Distributed Grep of Creditcard Numbers and SSN’s

Sample scripts: scripts.tar.gz

Data privacy protection laws and regulations may require keeping logs clear of sensitive data, such as credit card numbers, social security numbers, etc. Finding these from logs is difficult with regular expressions since in addition to syntax rules they have also semantic rules (such as checksum).

Example1: finding Finnish social security numbers. First we need to write a function for verifying the checksum of the SSN.

/**** functions to verify checksum ****/
$lookup(checkSum) =
   CASE
     WHEN $checkSum == 0 THEN '0'
     WHEN $checkSum == 1 THEN '1'
     WHEN $checkSum == 2 THEN '2'
     WHEN $checkSum == 3 THEN '3'
     WHEN $checkSum == 4 THEN '4'
     WHEN $checkSum == 5 THEN '5'
     WHEN $checkSum == 6 THEN '6'
     WHEN $checkSum == 7 THEN '7'
     WHEN $checkSum == 8 THEN '8'
     WHEN $checkSum == 9 THEN '9'
     WHEN $checkSum == 10 THEN 'A'
     WHEN $checkSum == 11 THEN 'B'
     WHEN $checkSum == 12 THEN 'C'
     WHEN $checkSum == 13 THEN 'D'
     WHEN $checkSum == 14 THEN 'E'
     WHEN $checkSum == 15 THEN 'F'
     WHEN $checkSum == 16 THEN 'H'
     WHEN $checkSum == 17 THEN 'J'
     WHEN $checkSum == 18 THEN 'K'
     WHEN $checkSum == 19 THEN 'L'
     WHEN $checkSum == 20 THEN 'M'
     WHEN $checkSum == 21 THEN 'N'
     WHEN $checkSum == 22 THEN 'P'
     WHEN $checkSum == 23 THEN 'R'
     WHEN $checkSum == 24 THEN 'S'
     WHEN $checkSum == 25 THEN 'T'
     WHEN $checkSum == 26 THEN 'U'
     WHEN $checkSum == 27 THEN 'V'
     WHEN $checkSum == 28 THEN 'W'
     WHEN $checkSum == 29 THEN 'X'
     WHEN $checkSum == 30 THEN 'Y'
     ELSE 'Z'
   END
;

$verify(birthDate, seq, checkSum) =
  $lookup(PARSE('INT:i',$birthDate+$seq)%31) = checkSum;

Then the pattern to parse SSN:

/**** pattern to describe syntax of Finnish SSN ****/
$ssnPattern = <<<PATTERN_END
 <pos>:pos(                 // metafield containing position of following pattern
    DIGIT{6,6}:birthDate    // export birthDate part
    ('-' | '+' | 'A')       // century id
    DIGIT{3,3}:seq          // export registration sequence
    [0-9A-Y]:checkSum       // export checksum
 ):ssnCode;
PATTERN_END;

And now we’re ready for checking, let’s see if the web page describing the Finnish SSN structure, contains valid samples?

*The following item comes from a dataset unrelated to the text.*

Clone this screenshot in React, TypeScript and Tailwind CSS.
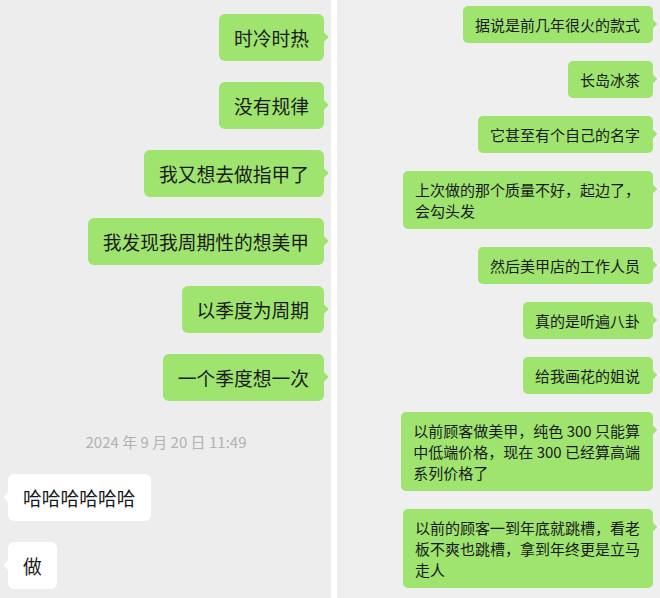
import React from "react";

const font = { fontFamily: '"Noto Sans CJK SC", "Noto Sans", sans-serif' };

function LeftMine({ text }: { text: string }) {
  return (
    <div className="relative self-end rounded-[6px] bg-[#9ee46f] px-[15px] py-[10px] text-[18.75px] leading-[27px] text-[#1a1a1a] whitespace-nowrap">
      {text}
      <span className="absolute right-[-3px] top-[19px] h-[8px] w-[8px] rotate-45 rounded-[1px] bg-[#9ee46f]" />
    </div>
  );
}

function LeftOther({ text }: { text: string }) {
  return (
    <div className="relative self-start rounded-[6px] bg-white px-[15px] py-[10px] text-[18.75px] leading-[27px] text-[#1a1a1a] whitespace-nowrap">
      {text}
      <span className="absolute left-[-3px] top-[19px] h-[8px] w-[8px] rotate-45 rounded-[1px] bg-white" />
    </div>
  );
}

function RightMine({ lines }: { lines: string[] }) {
  return (
    <div className="relative self-end rounded-[5px] bg-[#9ee46f] pl-[12px] pr-[13px] py-[8px] text-[15px] leading-[21px] text-[#1a1a1a] whitespace-nowrap">
      {lines.map((l, i) => (
        <div key={i}>{l}</div>
      ))}
      <span className="absolute right-[-3px] top-[15px] h-[6px] w-[6px] rotate-45 rounded-[1px] bg-[#9ee46f]" />
    </div>
  );
}

export default function App() {
  return (
    <div className="flex h-[598px] w-[660px] overflow-hidden bg-white" style={font}>
      <div className="flex w-[331px] flex-col bg-[#ededed] pt-[14px] pl-[8px] pr-[7px]">
        <div className="flex flex-col gap-[21px]">
          <LeftMine text="时冷时热" />
          <LeftMine text="没有规律" />
          <LeftMine text="我又想去做指甲了" />
          <LeftMine text="我发现我周期性的想美甲" />
          <LeftMine text="以季度为周期" />
          <LeftMine text="一个季度想一次" />
        </div>
        <div className="mt-[31px] mb-[22px] text-center text-[15px] leading-[20px] text-[#b2b2b2]">
          2024 年 9 月 20 日 11:49
        </div>
        <div className="flex flex-col gap-[21px]">
          <LeftOther text="哈哈哈哈哈哈" />
          <LeftOther text="做" />
        </div>
      </div>
      <div className="w-[6px] bg-white" />
      <div className="flex flex-1 flex-col gap-[18px] bg-[#efefef] pt-[6px] pr-[7px]">
        <RightMine lines={["据说是前几年很火的款式"]} />
        <RightMine lines={["长岛冰茶"]} />
        <RightMine lines={["它甚至有个自己的名字"]} />
        <RightMine lines={["上次做的那个质量不好，起边了，", "会勾头发"]} />
        <RightMine lines={["然后美甲店的工作人员"]} />
        <RightMine lines={["真的是听遍八卦"]} />
        <RightMine lines={["给我画花的姐说"]} />
        <RightMine
          lines={[
            "以前顾客做美甲，纯色 300 只能算",
            "中低端价格，现在 300 已经算高端",
            "系列价格了",
          ]}
        />
        <RightMine
          lines={[
            "以前的顾客一到年底就跳槽，看老",
            "板不爽也跳槽，拿到年终更是立马",
            "走人",
          ]}
        />
      </div>
    </div>
  );
}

/* execute root statement */
PARSE(pattern:$ssnPattern,
      src:['http://www.tuomas.salste.net/doc/hetu/tunnus.html',
           'https://docs.spectx.com/_downloads/access.log']
 ).select(_uri,
         ssnCode,
         pos as locatedAt,
         $verify(birthDate, seq, checkSum) as isValid
 );
_uri ssnCode locatedAt isValid
http://www.tuomas.salste.net/doc/hetu/tunnus.html 311299-9872 8842 true
http://www.tuomas.salste.net/doc/hetu/tunnus.html 640823-3234 13593 false
http://www.tuomas.salste.net/doc/hetu/tunnus.html 640823+3234 13625 false
http://www.tuomas.salste.net/doc/hetu/tunnus.html 010101A999T 22750 false
http://www.tuomas.salste.net/doc/hetu/tunnus.html 210198-118E 34235 true
http://www.tuomas.salste.net/doc/hetu/tunnus.html 120672-063K 35263 false

Example 2: Find out if my Apache access log contains credit card numbers? They come in variety of lengths, formattings and even encodings (in particular, when they’re submitted via urls). Its actually very simple: just use CREDITCARD in the pattern.

$pattern = '<pos>:pos CREDITCARD:cc';

PARSE(pattern:$pattern, src:'https://docs.spectx.com/_downloads/access.log')
 .select(_uri, *);